In May of 2001, I had started dating a girl named Giovanna. The last four digits of her phone number were 0911. A few months later, in September, I was ready to teach English in my first year at the high school I graduated from - John Adams High School in Queens, New York. My alarm clock went off, and there was breaking news that an airplane had hit one of the World Trade Center buildings. I stood up, listening attentively to the report. Soon after, another report came in, that a second plane had crashed into the other tower. My first thought? "What the hell is happening?" I jumped out of bed and turned on the television to watch the horror that was unfolding.
My teaching schedule permitted me to watch the news until about 10:50 a.m. When I saw the towers fall down, I was obviously in shock. But for some reason, I didn't have the impression that so many people had been inside. I thought that most, if not all, had gotten out and that I witnessed the death of the Twin Towers. This was clearly terrorism, and the terror extended to the Pentagon in Washington, D.C. and an open field in Pennsylvania.
Like it or not, I had a responsibility to get to school. I was confused, afraid and deeply saddened by what I witnessed on television, but the young teens at John Adams didn't feel any different. As I walked quickly to the school, with the black smoke still floating in the distant air behind me, I entered the building and soon found myself comforting students, trying to address questions with answers I didn't have and, when possible, watching the news on television in the school library.
The sadness was soon accompanied by anger once I found out, like every other American, that more than 3,000 people died from the worst attack on American soil. It was either one or two days later that I was told my cousin Mary's husband - Captain Thomas Farino of Engine Company 26 of the NYC Fire Department - was among the missing or the dead.
Thomas was a soft-spoken man who cared deeply for his family. He was also a smart and dedicated firefighter who rose quickly through the ranks (from firefighter to lieutenant and then captain). Following the tragedy, Tom was posthumously promoted to Battalion Chief. He was only 37 years old, and his body was never recovered. He left behind Mary and their two wonderful children, Jane and Jimmy.
It would be an understatement to say that I changed since that horrific day. I began giving a smile or a thumbs up to every firefighter that I saw. My patriotism for America tripled when I saw how people stood in unity and waved flags at the same time they were feeling so much pain and grief. And it was the time of my life when I personally had gained a hero in my life. Every September since the tragedy, I conduct a lesson with my students in which we discuss heroism and who our heroes are. We write friendly letters to our heroes (some choose to express their gratitude to the local police and fire departments, and I deliver those letters to them).

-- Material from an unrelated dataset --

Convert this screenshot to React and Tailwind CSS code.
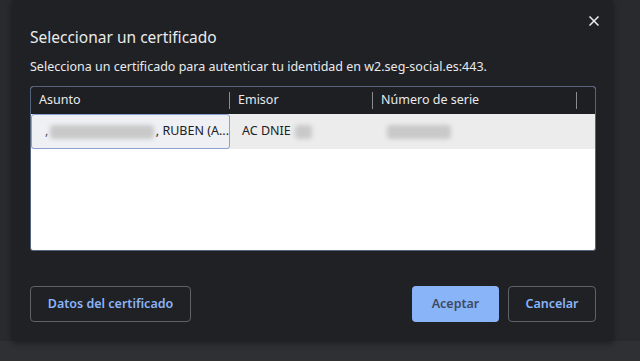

In 2006, my wife (yes, Giovanna), gave birth to a beautiful baby boy. Although we played around with different names prior to the day he entered the world, we didn't need much time deciding on his middle name. We wanted his middle name to stand for something, to have relevance. Hence, we decided on Matthew Thomas.
From the time Matthew was born up until about the age of 4, we read many beautiful stories to our son. But in the past year, we have told him a story unlike the ones he heard before. This one is not filled with fantasy and doesn't contain fictional characters. It's the story of our family's hero. It's about someone who sacrificed his life in order to do all he could to save the lives of others. And it's a story that Giovanna and I hope Matthew carries with him forever. It's called "Tom."
"I want to see Tom," Matthew said to me recently. "Can we visit him?" I stared at him with such joy and pride, and replied, "One day, later on in life, you will, Matthew. You will."